А еще в Париже на улице Опера, слева от театра, если встать к нему лицом, есть «Cafe′ de la Paix». Ты любил сидеть там и что-то писал, пока я гуляла по бульвару Капуцинов, по улице Опера и ее окрестностям. Помнишь, Назым, как ты встречался там с женой издателя Кремье? Ты отправился к ней один, мы договорились, что я приду попозже.
Мадам Кремье иронизировала:
– Вы женились на русской. Я знаю многих русских в Париже, их легко узнать, у них всегда такой специфический вид… Как только она покажется в дверях – я сразу скажу вам, что вот, вошла Вера.
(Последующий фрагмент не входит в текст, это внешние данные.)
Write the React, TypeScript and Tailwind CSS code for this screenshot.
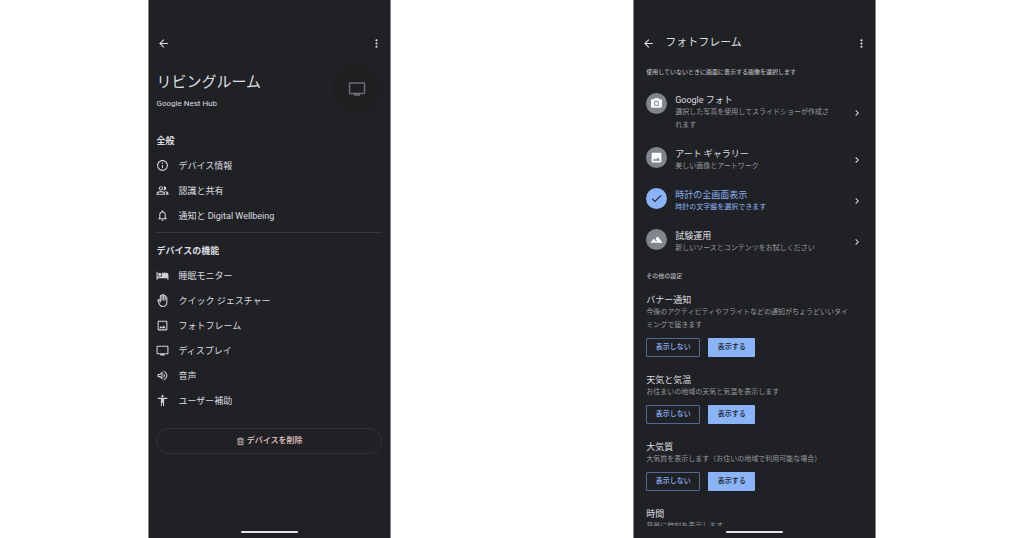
import type { ReactNode } from "react";
import type { IconType } from "react-icons";
import {
  MdArrowBack,
  MdMoreVert,
  MdInfoOutline,
  MdOutlinePeopleAlt,
  MdNotificationsNone,
  MdOutlineBackHand,
  MdOutlineImage,
  MdOutlineTv,
  MdOutlineVolumeUp,
  MdAccessibility,
  MdChevronRight,
  MdCameraAlt,
  MdImage,
  MdCheck,
  MdLandscape,
  MdHotel,
} from "react-icons/md";
import { clsx } from "clsx";

const generalItems = [
  { name: "デバイス情報", icon: MdInfoOutline },
  { name: "認識と共有", icon: MdOutlinePeopleAlt },
  { name: "通知と Digital Wellbeing", icon: MdNotificationsNone },
];

const featureItems = [
  { name: "睡眠モニター", icon: MdHotel },
  { name: "クイック ジェスチャー", icon: MdOutlineBackHand },
  { name: "フォトフレーム", icon: MdOutlineImage },
  { name: "ディスプレイ", icon: MdOutlineTv },
  { name: "音声", icon: MdOutlineVolumeUp },
  { name: "ユーザー補助", icon: MdAccessibility },
];

const sources = [
  {
    name: "Google フォト",
    lines: ["選択した写真を使用してスライドショーが作成さ", "れます"],
    icon: MdCameraAlt,
  },
  { name: "アート ギャラリー", lines: ["美しい画像とアートワーク"], icon: MdImage },
  {
    name: "時計の全画面表示",
    lines: ["時計の文字盤を選択できます"],
    icon: MdCheck,
    selected: true,
  },
  {
    name: "試験運用",
    lines: ["新しいソースとコンテンツをお試しください"],
    icon: MdLandscape,
  },
];

const settings = [
  {
    name: "バナー通知",
    lines: [
      "今後のアクティビティやフライトなどの通知がちょうどいいタイ",
      "ミングで届きます",
    ],
    toggle: true,
  },
  { name: "天気と気温", lines: ["お住まいの地域の天気と気温を表示します"], toggle: true },
  {
    name: "大気質",
    lines: ["大気質を表示します（お住いの地域で利用可能な場合）"],
    toggle: true,
  },
  { name: "時間", lines: ["背景に時刻を表示します"] },
];

function TrashIcon({ className }: { className?: string }) {
  return (
    <svg viewBox="0 0 24 24" fill="none" stroke="currentColor" strokeWidth="2.2" className={className}>
      <path d="M3 5.5h18M9 5V3h6v2M5.5 6v14.5h13V6M10 9.5v7.5M14 9.5v7.5" />
    </svg>
  );
}

function Phone({ className, children }: { className?: string; children: ReactNode }) {
  return (
    <section
      className={clsx(
        "flex h-screen min-w-0 flex-col border-x border-[#85868a] bg-[#202124] pt-[26px] text-[#dcdde0]",
        className
      )}
    >
      <div className="min-h-0 flex-1 overflow-hidden">{children}</div>
      <div className="flex h-3 shrink-0 items-center justify-center">
        <div className="h-[2px] w-[57px] rounded-full bg-[#e3e4e3]" />
      </div>
    </section>
  );
}

function TopBar({ title }: { title?: string }) {
  return (
    <header className="flex h-[34px] items-center pr-[7px] pl-2">
      <button type="button" aria-label="戻る">
        <MdArrowBack className="size-[13px]" />
      </button>
      {title && <h1 className="ml-[10px] text-[11px] leading-4">{title}</h1>}
      <button type="button" aria-label="その他" className="ml-auto">
        <MdMoreVert className="size-[13px]" />
      </button>
    </header>
  );
}

function Menu({ title, items }: { title: string; items: { name: string; icon: IconType }[] }) {
  return (
    <div>
      <h2 className="mb-1 text-[9px] leading-4 font-bold">{title}</h2>
      <ul>
        {items.map((item) => (
          <li key={item.name}>
            <a href="#" className="flex h-[25px] items-center gap-[9px] text-[9px] leading-4">
              <item.icon className="size-[13px] shrink-0 text-[#d0d1d4]" />
              {item.name}
            </a>
          </li>
        ))}
      </ul>
    </div>
  );
}

function Lines({ lines, className }: { lines: string[]; className?: string }) {
  return (
    <p className={clsx("text-[7px] leading-[13px] whitespace-nowrap", className)}>
      {lines.map((line) => (
        <span key={line} className="block">
          {line}
        </span>
      ))}
    </p>
  );
}

export default function App() {
  return (
    <main className="grid min-h-screen grid-cols-3 bg-white px-[14.5%] font-[Roboto,'Noto_Sans_CJK_JP',sans-serif]">
      {/* Device settings */}
      <Phone>
        <TopBar />
        <div className="pr-2 pl-[7px]">
          <div className="flex items-start justify-between pt-1">
            <div className="pt-2">
              <h1 className="text-[15px] leading-5">リビングルーム</h1>
              <p className="mt-[6px] text-[8px] leading-3">Google Nest Hub</p>
            </div>
            <div className="flex size-[50px] items-center justify-center rounded-full bg-[#1e1f20]">
              <MdOutlineTv className="size-[18px] text-[#6b6e73]" />
            </div>
          </div>
          <div className="mt-[19px] border-b border-[#36373a] pb-1">
            <Menu title="全般" items={generalItems} />
          </div>
          <div className="mt-[10px]">
            <Menu title="デバイスの機能" items={featureItems} />
          </div>
          <button
            type="button"
            className="mt-[15px] flex h-[26px] w-full items-center justify-center gap-[2px] rounded-full border border-[#303134] text-[8px] font-medium text-[#e9cdc9]"
          >
            <TrashIcon className="size-[9px]" />
            デバイスを削除
          </button>
        </div>
      </Phone>

      {/* Photo frame settings */}
      <Phone className="col-start-3">
        <TopBar title="フォトフレーム" />
        <div className="px-3 pt-[6px]">
          <h2 className="text-[6px] leading-3 font-medium text-[#b4b6ba]">
            使用していないときに画面に表示する画像を選択します
          </h2>
          <ul className="mt-[15px] flex flex-col gap-[15px]">
            {sources.map((source) => (
              <li key={source.name}>
                <a href="#" className="flex items-center">
                  <span
                    className={clsx(
                      "flex size-[21px] shrink-0 items-center justify-center self-start rounded-full",
                      source.selected ? "bg-[#8ab4f8] text-[#202124]" : "bg-[#80868b] text-white"
                    )}
                  >
                    <source.icon className="size-[13px]" />
                  </span>
                  <span className="ml-2 block pt-px">
                    <span
                      className={clsx(
                        "block text-[9px] leading-3",
                        source.selected && "text-[#8ab4f8]"
                      )}
                    >
                      {source.name}
                    </span>
                    <Lines
                      lines={source.lines}
                      className={source.selected ? "text-[#8ab4f8]" : "text-[#96999d]"}
                    />
                  </span>
                  <MdChevronRight className="ml-auto size-3 shrink-0" />
                </a>
              </li>
            ))}
          </ul>
          <h2 className="mt-[15px] text-[6px] leading-3 font-medium text-[#b4b6ba]">その他の設定</h2>
          <div className="mt-3 flex flex-col gap-[17px]">
            {settings.map((setting) => (
              <div key={setting.name}>
                <h3 className="text-[9px] leading-3">{setting.name}</h3>
                <Lines lines={setting.lines} className="text-[#96999d]" />
                {setting.toggle && (
                  <div className="mt-[6px] flex gap-2 text-[7px] font-medium">
                    <button
                      type="button"
                      className="h-[19px] w-[54px] rounded-[1px] border border-[#4f6a96] text-[#8ab4f8]"
                    >
                      表示しない
                    </button>
                    <button
                      type="button"
                      className="h-[19px] w-[47px] rounded-[1px] bg-[#8ab4f8] text-[#202124]"
                    >
                      表示する
                    </button>
                  </div>
                )}
              </div>
            ))}
          </div>
        </div>
      </Phone>
    </main>
  );
}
Ты позвонил мне в «D’Аlbe» по телефону и попросил войти в кафе как-будто мы незнакомы и сесть поодаль. Я так и сделала. Пила кофе, просматривала свои записи. Ты чиркнул мне зажигалкой, когда я вытащила сигарету – и никакой реакции со стороны мадам Кремье.
Наконец я спросила:
– Назым, мне долго еще сидеть в одиночестве? Вот она удивилась!
– Какая же она русская… – Вера очень русская и очень похожа на турчанку. Я отуречил ее окончательно.
– Вера, вы дожны носить черное!
– Не слушай ее. В черном еще походишь.Помнишь, как мы оказались в аэропорту Киева, куда почему-то посадили наш самолет, направлявшийся в Румынию? Элегантный Юрий Александрович Завадский вышел на летное поле с авоськой домашней вязки из суровья, там ржаные лепешки от Васёны, которая велела их съесть. Он Васёну любит и боится. Завадский угощает лепешками нас. Едим – вкусно…
А недавно Завадский попросил меня прийти. Весь вечер, пока я была у него в гостях, звонили попеременно Вера Петровна Марецкая и Галина Владимировна Уланова.